Pure white light, which the sun is made of, consists of the colours: red, orange, yellow, green, blue, indigo, and violet. Light travels in wavelengths at a certain frequency. Wavelengths are the lengths between the crests of each the waves and frequencies are the numbers of waves per second. Red travels at the lowest frequency and has the longest wavelength, where as blue has the fastest frequency and the shortest wavelength.

Light, in space, travels in a straight line. When light from the sun hits the earth’s atmosphere it continues to go straight until it bumps into something, such as dust or water particles. All different colours are affected differently and all can be absorbed, but higher frequencies, such as blue, are absorbed more often than lower frequencies, such as red. This is called Rayleigh scattering, named after Lord John Rayleigh, an English physicist who first described it in the 1870’s.
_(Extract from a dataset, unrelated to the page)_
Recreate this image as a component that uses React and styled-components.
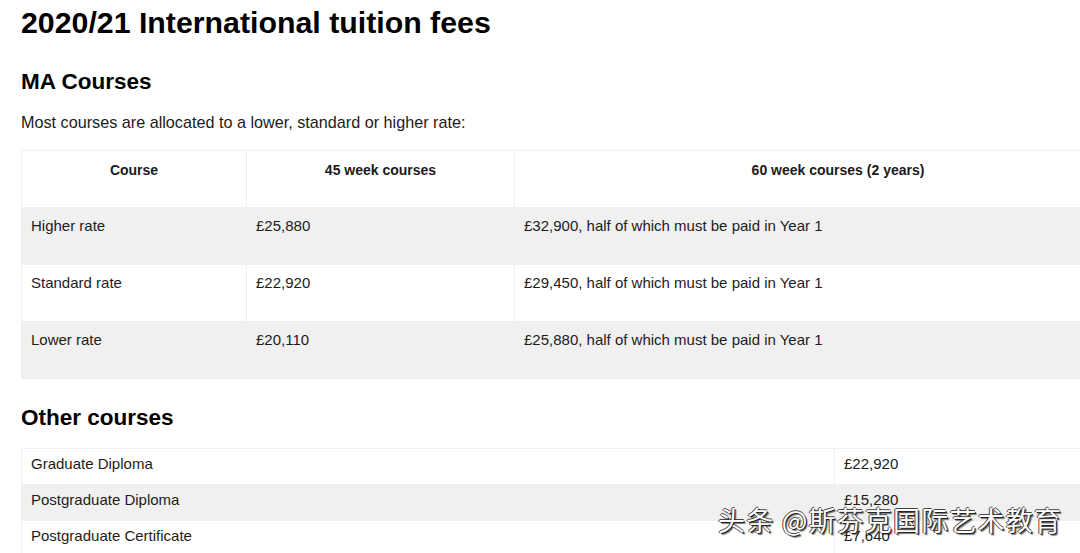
import styled, { createGlobalStyle } from 'styled-components';

const Global = createGlobalStyle`
  html, body {
    margin: 0;
    padding: 0;
    background: #fff;
    overflow: hidden;
  }
  body {
    font-family: "Liberation Sans", Arial, Helvetica, sans-serif;
    color: #1c1c1c;
  }
`;

const Page = styled.div`
  position: relative;
  width: 1080px;
  height: 553px;
  overflow: hidden;
  padding: 6px 0 0 21px;
  box-sizing: border-box;
`;

const Title = styled.h1`
  margin: 0;
  font-size: 30.3px;
  line-height: 34px;
  font-weight: 700;
  color: #000;
`;

const Section = styled.h2`
  margin: ${(p) => p.$top}px 0 0;
  font-size: 22.5px;
  line-height: 26px;
  font-weight: 700;
  color: #000;
`;

const Intro = styled.p`
  margin: 18px 0 0;
  font-size: 16.2px;
  line-height: 18px;
`;

const Table = styled.table`
  width: 1141px;
  margin-top: ${(p) => p.$top}px;
  border-collapse: collapse;
  table-layout: fixed;
  font-size: 15px;
  line-height: 18px;
`;

const Row = styled.tr`
  background: ${(p) => (p.$shaded ? '#f0f0f0' : '#fff')};
`;

const Head = styled.th`
  height: 57px;
  box-sizing: border-box;
  padding: 10px 9px 0;
  vertical-align: top;
  text-align: center;
  font-size: 14px;
  font-weight: 700;
  color: #1a1a1a;
  border: 1px solid #efefef;
`;

const Cell = styled.td`
  height: ${(p) => (p.$compact ? 36 : 57)}px;
  box-sizing: border-box;
  padding: ${(p) => (p.$compact ? 6 : 9)}px 9px 0;
  vertical-align: top;
  border: 1px solid #efefef;
`;

const Watermark = styled.div`
  position: absolute;
  left: 718px;
  top: 502px;
  font-family: "Noto Sans CJK SC", "Liberation Sans", sans-serif;
  font-size: 27px;
  line-height: 36px;
  letter-spacing: 1.2px;
  color: #fff;
  white-space: nowrap;
  text-shadow: 1px 1px 0 #222, -1px 0 0 #444, 0 -1px 0 #444, 2px 2px 1px rgba(0, 0, 0, 0.5);
`;

const maRows = [
  ['Higher rate', '£25,880', '£32,900, half of which must be paid in Year 1'],
  ['Standard rate', '£22,920', '£29,450, half of which must be paid in Year 1'],
  ['Lower rate', '£20,110', '£25,880, half of which must be paid in Year 1'],
];

const otherRows = [
  ['Graduate Diploma', '£22,920'],
  ['Postgraduate Diploma', '£15,280'],
  ['Postgraduate Certificate', '£7,640'],
];

export default function App() {
  return (
    <Page>
      <Global />
      <Title>2020/21 International tuition fees</Title>
      <Section $top={29}>MA Courses</Section>
      <Intro>Most courses are allocated to a lower, standard or higher rate:</Intro>
      <Table $top={19}>
        <colgroup>
          <col style={{ width: 225 }} />
          <col style={{ width: 268 }} />
          <col />
        </colgroup>
        <thead>
          <tr>
            <Head>Course</Head>
            <Head>45 week courses</Head>
            <Head>60 week courses (2 years)</Head>
          </tr>
        </thead>
        <tbody>
          {maRows.map((r, i) => (
            <Row key={r[0]} $shaded={i % 2 === 0}>
              {r.map((c) => (
                <Cell key={c}>{c}</Cell>
              ))}
            </Row>
          ))}
        </tbody>
      </Table>
      <Section $top={26}>Other courses</Section>
      <Table $top={17}>
        <colgroup>
          <col style={{ width: 813 }} />
          <col />
        </colgroup>
        <tbody>
          {otherRows.map((r, i) => (
            <Row key={r[0]} $shaded={i % 2 === 1}>
              <Cell $compact>{r[0]}</Cell>
              <Cell $compact>{r[1]}</Cell>
            </Row>
          ))}
        </tbody>
      </Table>
      <Watermark>头条 @斯芬克国际艺术教育</Watermark>
    </Page>
  );
}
The sky is blue during the daytime because of Rayleigh scattering. The blue, because of it’s shorter wavelength, bumps into gas molecules that are very tiny, and are then absorbed by them. The blue light is then radiated everywhere, and the sky is blue. Red and orange light is not absorbed because their wavelengths are long and tend not to bump into small gas particles. As one looks at the horizon during the day time, it looks white. That is because it takes a longer time for the blue light to hit your eye, thereby passing through more air and the light gets scattered in more directions.

 


As the sun moves down toward the horizon at the end of the day, the light it emits takes a longer time to get to your eye. Because of the longer time the shorter wavelengths are now scattered and only the long wavelengths of red and orange can reach you. When there are a lot of dust or water particles in the air, that is when the sky is the most extraordinary. This is because rays of light are continuously hitting dust and water molecules and being absorbed and reflected.

One can see that the sun is a very interesting character. It can make the sky the brightest blue during the daytime and the most chilling reds at night. Sunsets are different all over the world because of different weather conditions and how much dust is in the air. For example, if one viewed the sky close to a volcano the sky would be a deep red. In addition the closer one is to the sun, the more different and vibrant the sunset. This is because the closer one is to the sun, the longer it would take for the sun’s rays to get to the spot at sunset.